Sri Lankan immigration officials stopped the president’s brother and former finance minister Basil Rajapaksa from flying out of the country on Tuesday, as anger mounted over the island’s worst economic crisis in decades.
It was not clear where Rajapaksa, who also holds US citizenship, was trying to go.
He resigned as finance minister in early April as street protests surged against shortages of fuel, food and other necessities, and quit his seat in parliament in June.
His elder brother, Gotabaya Rajapaksa, will resign as president on Wednesday to make way for a unity government, after thousands of protesters stormed his and the prime minister’s official residences on Saturday demanding their ouster.
The president has not been seen in public since Friday and his whereabouts are unclear. Parliament will elect his replacement on July 20.
The main opposition party has nominated its leader, Sajith Premadasa, the son of an assassinated president, for the post. The ruling party is to decide on a nominee later in the day.
Calm returns to the streets of Sri Lanka as President Gotabaya Rajapaksa agrees to resign:
The Sri Lanka Immigration and Emigration Officers Association said its members declined to serve Basil Rajapaksaat the VIP departure lounge at Colombo airport.

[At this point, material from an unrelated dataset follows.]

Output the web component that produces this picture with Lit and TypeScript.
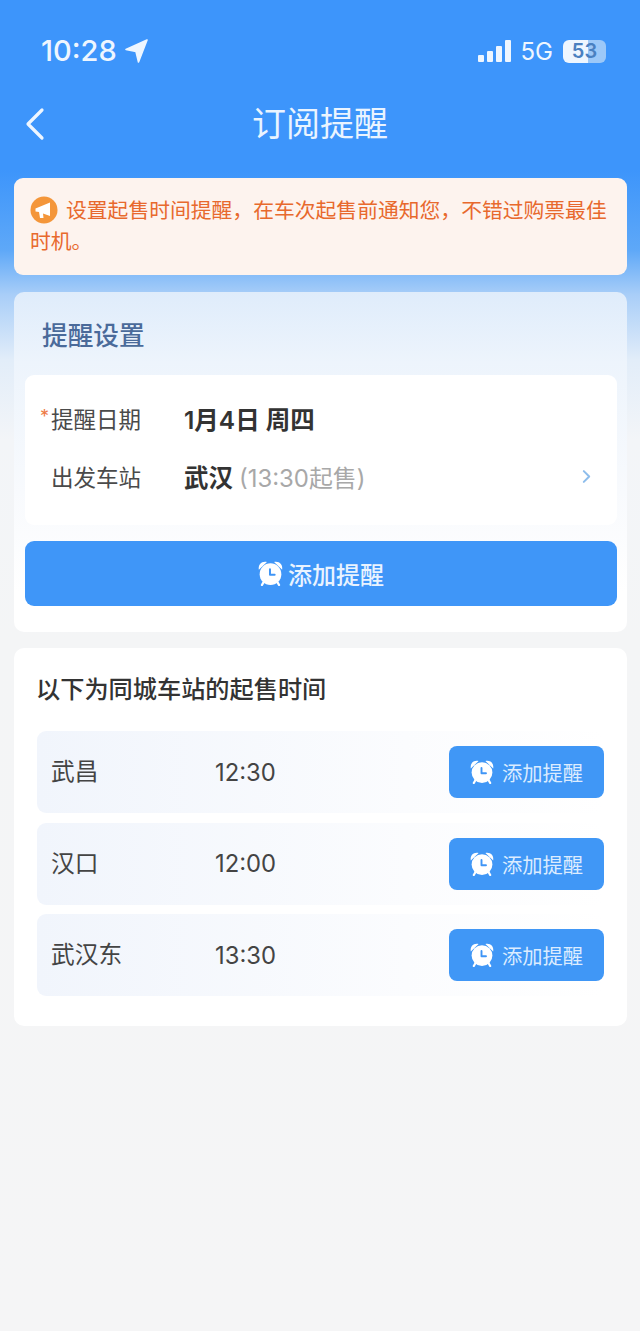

“Given the unrest in Sri Lanka, immigration officials are under tremendous pressure to not allow top-level people to leave the country,” K.A.S. Kanugala, chairman of the association, told Reuters.
“We are concerned for our security. So until this issue is resolved, the immigration officials working at the VIP lounge decided to withdraw their services.”
Pictures of Basil Rajapaksa at the lounge were carried by local media and widely shared on social media, with some people expressing anger at his attempts to flee.
Basil Rajapaksa could not be immediately reached for comment and a close aide declined to give details.
A top official in the ruling party said on condition of anonymity that Basil Rajapaksa was still in the country.
The Rajapaksa family, including former Prime Minister Mahinda Rajapaksa, has dominated the politics of the country of 22 million for years and most Sri Lankans blame them for their current misery.